Hay recorrido para mantener la integridad y el blindaje del sistema de pensiones actual articulado en base a contribuciones y prestaciones equilibradas a lo largo del ciclo. Un sistema en el que el Estado (Gobierno y Parlamento) actúa como gestor de una caja que pertenece a cotizantes y pensionistas. Eso pasa por trabajar en la eficacia de la gestión. Por ejemplo pasa porque las subvenciones de cotizaciones (políticas activas de empleo) las asuma el Presupuesto y no el sistema de pensiones. Pasa por revisar y actualizar las escalas de bases de cotización y de prestación, para dotarlas de más flexibilidad y realismo. Y también por una estrategia de «ajuste fino» de gestión de procedimientos y de búsqueda de mayor eficacia y eficiencia del sistema. A lo largo de las últimas décadas hemos escuchado a varios «profetas del desastre» que anunciaban el derrumbe del sistema en pocos años, no ocurrió; el sistema se ha ido ajustando a lo largo de los últimos treinta años para cumplir sus objetivos de forma permanente, sin merma de derechos a los pensionistas.

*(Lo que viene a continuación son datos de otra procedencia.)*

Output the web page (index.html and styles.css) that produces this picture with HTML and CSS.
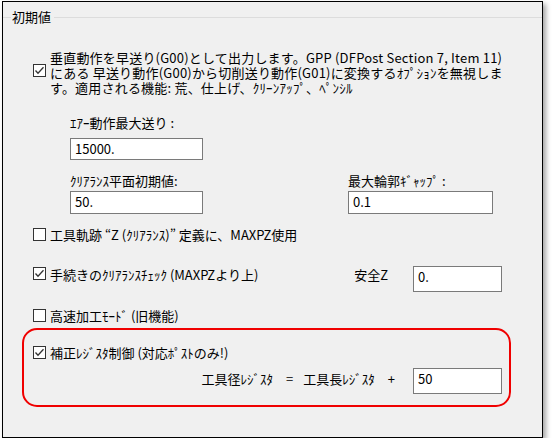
FILE: index.html
```html
<!DOCTYPE html>
<html lang="ja">
<head>
<meta charset="utf-8">
<link rel="stylesheet" href="styles.css">
</head>
<body>
<div class="frame">
  <div class="legend"><span class="legend-text">初期値</span></div>

  <div class="check-block">
    <span class="cb cb-top"><svg width="13" height="13" viewBox="0 0 13 13"><rect x="0.5" y="0.5" width="12" height="12" fill="#fff" stroke="#333"/><polyline points="2.5,6.5 5,9.2 10.5,3.2" fill="none" stroke="#333" stroke-width="1.3"/></svg></span>
    <div class="multi">垂直動作を早送り(G00)として出力します。GPP (DFPost Section 7, Item 11)<br>にある 早送り動作(G00)から切削送り動作(G01)に変換するｵﾌﾟｼｮﾝを無視しま<br>す。適用される機能: 荒、仕上げ、ｸﾘｰﾝｱｯﾌﾟ、ﾍﾟﾝｼﾙ</div>
  </div>

  <div class="fields">
    <div class="lbl lbl-air">ｴｱｰ動作最大送り :</div>
    <div class="input in-air">15000.</div>
    <div class="lbl lbl-row2 col1">ｸﾘｱﾗﾝｽ平面初期値:</div>
    <div class="lbl lbl-row2 col2">最大輪郭ｷﾞｬｯﾌﾟ :</div>
    <div class="input in-row2 in-row2-left">50.</div>
    <div class="input in-row2 in-row2-right">0.1</div>
  </div>

  <div class="check-row row-tool">
    <span class="cb"><svg width="13" height="13" viewBox="0 0 13 13"><rect x="0.5" y="0.5" width="12" height="12" fill="#fff" stroke="#333"/></svg></span>
    <span class="txt">工具軌跡 “Z (ｸﾘｱﾗﾝｽ)” 定義に、MAXPZ使用</span>
  </div>

  <div class="check-row row-proc">
    <span class="cb cb-proc"><svg width="13" height="13" viewBox="0 0 13 13"><rect x="0.5" y="0.5" width="12" height="12" fill="#fff" stroke="#333"/><polyline points="2.5,6.5 5,9.2 10.5,3.2" fill="none" stroke="#333" stroke-width="1.3"/></svg></span>
    <span class="txt txt-proc">手続きのｸﾘｱﾗﾝｽﾁｪｯｸ (MAXPZより上)</span>
    <span class="txt safe-lbl">安全Z</span>
    <div class="input in-safe">0.</div>
  </div>

  <div class="check-row row-hs">
    <span class="cb"><svg width="13" height="13" viewBox="0 0 13 13"><rect x="0.5" y="0.5" width="12" height="12" fill="#fff" stroke="#333"/></svg></span>
    <span class="txt">高速加工ﾓｰﾄﾞ (旧機能)</span>
  </div>

  <div class="highlight">
    <div class="check-row row-reg">
      <span class="cb"><svg width="13" height="13" viewBox="0 0 13 13"><rect x="0.5" y="0.5" width="12" height="12" fill="#fff" stroke="#333"/><polyline points="2.5,6.5 5,9.2 10.5,3.2" fill="none" stroke="#333" stroke-width="1.3"/></svg></span>
      <span class="txt">補正ﾚｼﾞｽﾀ制御 (対応ﾎﾟｽﾄのみ!)</span>
    </div>
    <div class="formula">
      <span class="txt">工具径ﾚｼﾞｽﾀ</span>
      <span class="txt op-eq">=</span>
      <span class="txt">工具長ﾚｼﾞｽﾀ</span>
      <span class="txt op-plus">+</span>
      <div class="input in-formula">50</div>
    </div>
  </div>
</div>
</body>
</html>
```

FILE: styles.css
```css
* { box-sizing: border-box; }

html, body {
  margin: 0;
  padding: 0;
  background: #ffffff;
}

body {
  font-family: "MS UI Gothic", "Noto Sans CJK JP", sans-serif;
  font-size: 13px;
  line-height: 15px;
  color: #000;
}

.frame {
  margin: 1px 0 0 2px;
  width: 541px;
  height: 437px;
  border: 1px solid #000;
  background: #f0f0f0;
  box-shadow: 3px 3px 5px rgba(0, 0, 0, 0.35);
}

.legend {
  display: flex;
  align-items: center;
  height: 16px;
  margin-top: 7px;
  line-height: 16px;
}

.legend::before {
  content: "";
  width: 8px;
  height: 1px;
  background: #dcdcdc;
}

.legend::after {
  content: "";
  flex: 1;
  height: 1px;
  background: #dcdcdc;
}

.legend-text {
  padding: 0 3px 0 1px;
}

.cb {
  display: block;
  width: 13px;
  height: 13px;
  flex: none;
}

.cb svg { display: block; }

.check-block {
  display: flex;
  align-items: flex-start;
  margin-top: 25px;
  padding-left: 30px;
}

.cb-top { margin-top: 14px; margin-right: 4px; }

.multi {
  white-space: nowrap;
  letter-spacing: 0.2px;
}

.fields {
  display: grid;
  grid-template-columns: 278px 1fr;
  padding-left: 67px;
  margin-top: 20px;
}

.lbl-air { grid-column: 1; grid-row: 1; }

.input {
  height: 22px;
  border: 1px solid #7a7a7a;
  background: #fff;
  padding: 2px 4px 0;
  line-height: 15px;
}

.in-air {
  grid-column: 1;
  grid-row: 2;
  width: 133px;
  margin-top: 8px;
}

.lbl-row2 { grid-row: 3; margin-top: 13px; }
.col1 { grid-column: 1; }
.col2 { grid-column: 2; }

.in-row2 { grid-row: 4; margin-top: 3px; height: 23px; }
.in-row2-left { grid-column: 1; width: 133px; }
.in-row2-right { grid-column: 2; width: 145px; }

.check-row {
  display: flex;
  align-items: center;
  padding-left: 30px;
}

.check-row .cb { margin-right: 4px; }

.txt { white-space: nowrap; }

.row-tool { margin-top: 13px; }

.row-proc {
  margin-top: 24px;
  align-items: flex-start;
}

.cb-proc { margin-top: 1px; }

.txt-proc { margin-top: 1px; }

.safe-lbl {
  margin-left: auto;
  margin-top: 1px;
}

.in-safe {
  width: 89px;
  height: 26px;
  margin-left: 25px;
  margin-right: 40px;
}

.row-hs { margin-top: 16px; }

.highlight {
  margin: 5px 0 0 19px;
  width: 489px;
  height: 79px;
  border: 2px solid #f00000;
  border-radius: 15px;
  padding-top: 15px;
}

.row-reg { padding-left: 9px; }

.formula {
  display: flex;
  align-items: flex-start;
  justify-content: flex-end;
  margin-top: 8px;
  padding-right: 7px;
}

.formula .txt { margin-top: 3px; }

.op-eq { margin: 0 10px 0 13px; }

.op-plus { margin: 0 18px 0 13px; }

.in-formula {
  width: 89px;
  height: 26px;
}
```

Las dos últimas reformas que, básicamente, alargaron la edad de jubilación de forma progresiva hasta los 67 años y mejoraron la contributividad del sistema (la primera) y que establecieron una relación entre prestaciones y contribuciones (la segunda) son reformas de calado y a largo plazo, que van en favor de la consolidación del modelo. Merece la pena seguir en esa misma línea reeditando el Pacto de Toledo, que ha sido eficaz, quizá con otra modalidad y alcance, pero con la misma filosofía de fondo: consenso parlamentario, buena base de análisis y sentido de la responsabilidad para no utilizar las pensiones como arma arrojadiza del populismo y la demagogia. Las pensiones son demasiado serias, forman parte del patriotismo constitucional, como para arrojarlas al debate político de «pan y circo».

Fernando González Urbaneja, periodista.